Unfortunately, fly fishers make up the bulk of those leaving, for, among other things, flies become much less effective steelhead lures when the river is low, clear, and cold. In November the fishermen who prefer to toss lures and pink rubber worms with casting gear show up. They are fewer in number but many times more effective when it comes to catching steelhead, fish that find whirling lures and translucent pink plastic almost as irresistible as salmon roe. At this time, the more or less immobile steelhead take a pounding at the hands of these  fellows.

The kind of gear and the number of anglers determines the number of fish caught per angler, thus the number of anglers and the efficacy of the method they are using has a profound impact on the angling quality for everyone participating in the fishery.
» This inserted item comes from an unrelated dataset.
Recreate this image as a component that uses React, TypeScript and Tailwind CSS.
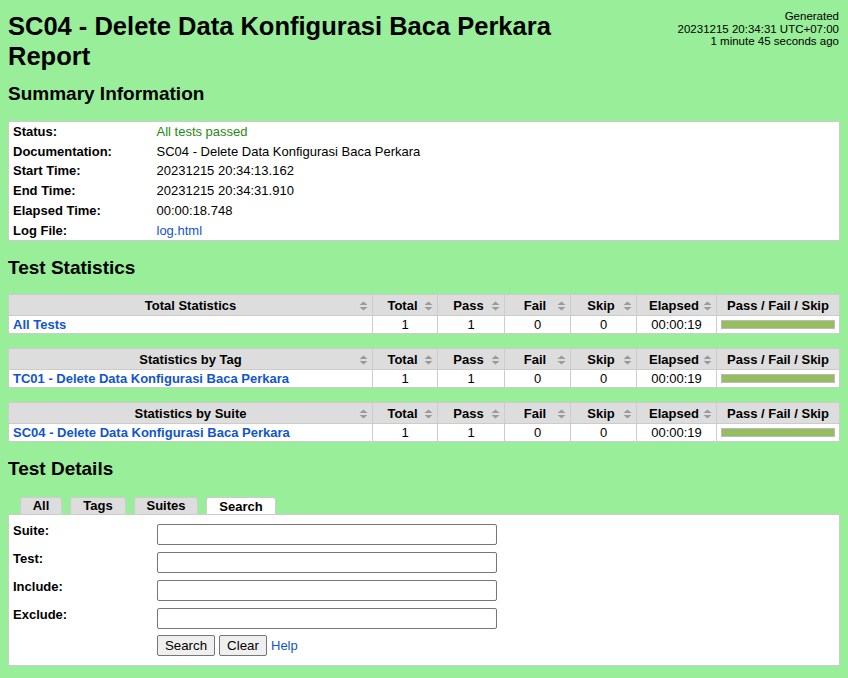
import React from "react";

const LINK = "text-[#1155cc]";

function SortIcon() {
  return (
    <svg width="9" height="10" viewBox="0 0 9 10" className="shrink-0">
      <path d="M4.5 0.5 L8.5 4 L0.5 4 Z" fill="#9a9a9a" />
      <path d="M0.5 6 L8.5 6 L4.5 9.5 Z" fill="#9a9a9a" />
    </svg>
  );
}

type StatRow = { name: string; total: number; pass: number; fail: number; skip: number; elapsed: string };

function StatsTable({ title, row }: { title: string; row: StatRow }) {
  const heads = ["Total", "Pass", "Fail", "Skip", "Elapsed"];
  const widths = ["w-[65px]", "w-[67px]", "w-[66px]", "w-[66px]", "w-[80px]"];
  return (
    <table className="w-[832px] table-fixed border-collapse mb-[14px] text-[13px] leading-[15px]">
      <colgroup>
        <col />
        {widths.map((w, i) => (
          <col key={i} className={w} />
        ))}
        <col className="w-[123px]" />
      </colgroup>
      <thead>
        <tr className="bg-[#dddddd]">
          <th className="border border-[#cccccc] px-[4px] pt-[3px] pb-[2px] font-bold">
            <div className="flex items-center">
              <span className="flex-1 text-center pl-[9px]">{title}</span>
              <SortIcon />
            </div>
          </th>
          {heads.map((h) => (
            <th key={h} className="border border-[#cccccc] px-[4px] pt-[3px] pb-[2px] font-bold">
              <div className="flex items-center">
                <span className="flex-1 text-center pl-[4px]">{h}</span>
                <SortIcon />
              </div>
            </th>
          ))}
          <th className="border border-[#cccccc] px-[4px] pt-[3px] pb-[2px] font-bold text-center">
            Pass / Fail / Skip
          </th>
        </tr>
      </thead>
      <tbody>
        <tr className="bg-white">
          <td className="border border-[#cccccc] px-[4px] py-[1px]">
            <a className={`${LINK} font-bold`}>{row.name}</a>
          </td>
          <td className="border border-[#cccccc] px-[4px] py-[1px] text-center">{row.total}</td>
          <td className="border border-[#cccccc] px-[4px] py-[1px] text-center">{row.pass}</td>
          <td className="border border-[#cccccc] px-[4px] py-[1px] text-center">{row.fail}</td>
          <td className="border border-[#cccccc] px-[4px] py-[1px] text-center">{row.skip}</td>
          <td className="border border-[#cccccc] px-[4px] py-[1px] text-center">{row.elapsed}</td>
          <td className="border border-[#cccccc] px-[4px] py-[1px] align-middle">
            <div className="h-[9px] border border-[#bbbbbb] bg-[#97bd61]" />
          </td>
        </tr>
      </tbody>
    </table>
  );
}

export default function App() {
  const summary: [string, React.ReactNode][] = [
    ["Status:", <span className="text-[#1f8a10]">All tests passed</span>],
    ["Documentation:", "SC04 - Delete Data Konfigurasi Baca Perkara"],
    ["Start Time:", "20231215 20:34:13.162"],
    ["End Time:", "20231215 20:34:31.910"],
    ["Elapsed Time:", "00:00:18.748"],
    ["Log File:", <a className={LINK}>log.html</a>],
  ];

  const searchFields = ["Suite:", "Test:", "Include:", "Exclude:"];
  const tabs = [
    { label: "All", w: "w-[42px]" },
    { label: "Tags", w: "w-[56px]" },
    { label: "Suites", w: "w-[64px]" },
  ];

  return (
    <div
      className="min-h-screen bg-[#99ee99] text-black pl-[8px] pb-[12px]"
      style={{ fontFamily: '"Liberation Sans", Arial, Helvetica, sans-serif' }}
    >
      <div className="w-[832px]">
        {/* header */}
        <div className="flex justify-between items-start">
          <h1 className="w-[600px] mt-[11px] text-[25.5px] leading-[30px] font-bold">
            SC04 - Delete Data Konfigurasi Baca Perkara Report
          </h1>
          <div className="mt-[10px] mr-[1px] text-right text-[11.5px] leading-[12.6px] whitespace-nowrap">
            <div>Generated</div>
            <div>20231215 20:34:31 UTC+07:00</div>
            <div>1 minute 45 seconds ago</div>
          </div>
        </div>

        <h2 className="mt-[12px] mb-[16px] text-[19px] leading-[22px] font-bold">Summary Information</h2>

        <table className="w-[832px] table-fixed border border-[#cccccc] bg-white text-[13px] leading-[15.7px]">
          <colgroup>
            <col className="w-[148px]" />
            <col />
          </colgroup>
          <tbody>
            {summary.map(([k, v]) => (
              <tr key={k}>
                <th className="text-left font-bold px-[4px] py-[2px] align-top">{k}</th>
                <td className="px-[0px] py-[2px] align-top">{v}</td>
              </tr>
            ))}
          </tbody>
        </table>

        <h2 className="mt-[16px] mb-[15px] text-[19px] leading-[22px] font-bold">Test Statistics</h2>

        <StatsTable
          title="Total Statistics"
          row={{ name: "All Tests", total: 1, pass: 1, fail: 0, skip: 0, elapsed: "00:00:19" }}
        />
        <StatsTable
          title="Statistics by Tag"
          row={{
            name: "TC01 - Delete Data Konfigurasi Baca Perkara",
            total: 1,
            pass: 1,
            fail: 0,
            skip: 0,
            elapsed: "00:00:19",
          }}
        />
        <StatsTable
          title="Statistics by Suite"
          row={{
            name: "SC04 - Delete Data Konfigurasi Baca Perkara",
            total: 1,
            pass: 1,
            fail: 0,
            skip: 0,
            elapsed: "00:00:19",
          }}
        />

        <h2 className="mt-[16px] mb-[16px] text-[19px] leading-[22px] font-bold">Test Details</h2>

        {/* tabs */}
        <div className="flex items-end gap-[8px] pl-[12px] h-[18px] text-[13px] font-bold">
          {tabs.map((t) => (
            <div
              key={t.label}
              className={`${t.w} h-[17px] leading-[16px] text-center bg-[#dddddd] border border-b-0 border-[#cccccc] rounded-t-[3px]`}
            >
              {t.label}
            </div>
          ))}
          <div className="w-[70px] h-[17px] leading-[18px] text-center bg-white border border-b-0 border-[#cccccc] rounded-t-[3px]">
            Search
          </div>
        </div>

        {/* search panel */}
        <div className="bg-white border border-[#cccccc] pt-[7px] pb-[9px] pl-[4px] text-[13px]">
          {searchFields.map((f) => (
            <div key={f} className="flex items-start h-[28px]">
              <div className="w-[144px] font-bold leading-[15px] pt-[1px]">{f}</div>
              <input
                type="text"
                className="mt-[2px] w-[340px] h-[21px] border border-[#767676] rounded-[2px] bg-white outline-none"
              />
            </div>
          ))}
          <div className="flex items-center gap-[4px] pl-[144px] pt-[1px]">
            <button className="w-[58px] h-[21px] text-[13.3px] leading-[15px] bg-[#efefef] border border-[#767676] rounded-[2px]">
              Search
            </button>
            <button className="w-[48px] h-[21px] text-[13.3px] leading-[15px] bg-[#efefef] border border-[#767676] rounded-[2px]">
              Clear
            </button>
            <a className={`${LINK} leading-[15px]`}>Help</a>
          </div>
        </div>
      </div>
    </div>
  );
}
It follows then that the only way to ensure a quality steelhead (or salmon, or trout) fishery demands controls on these two factors.

The least effective way to catch is steelhead is with a fly, but very pleasurable steelheading can still be had using fly gear notwithstanding its relative ineffectiveness. Fly fishers are also less successful when steelhead are the most vulnerable. It is blatantly obvious, therefore, that fly fishing should be mandatory for all steelhead fisheries. Bringing this about can be effected by simple regulatory changes. The much tougher nut to crack is how to limit the number of anglers.

The first attempt to deal with this problem was a result of an impending crowding problem on the Dean River where some thirty years ago fisheries staffers in the Ministry of the Environment analyzed the growing problem of angler congestion and came to the conclusion that its primary cause was the growth in non resident alien anglers, most of whom hailed from Washington and Oregon principally because industrial and urban development, dams, and the proliferation of hatcheries there had dramatically decreased the opportunity to angle for wild steelhead there. To curb this growth the Ministry wisely implemented a lottery system that remains in force today.

This measure was successful largely because the Dean is a remote river accessible only by air or by salt water, a factor that greatly limits local participation in the fishery, and circumscribes where those locals can fish. The only boats on the Dean are those of the two guide outfits who were operating highly successful commercial enterprises on the river before a significant number of resident anglers began making their way to the river.

The number of spots in Stewart and Hodgson’s Dean River Lodges was limited because guides are limited to a few clients. When the non resident alien lottery was imposed by the government, their numbers were capped too. Remoteness, logistical difficulties, and the availability to decent steelhead fisheries for lower mainland steelheaders restricted the resident demand on the Dean. This is not so anymore. Crowding and the consequent reduction of angling quality is once again an issue on the Dean.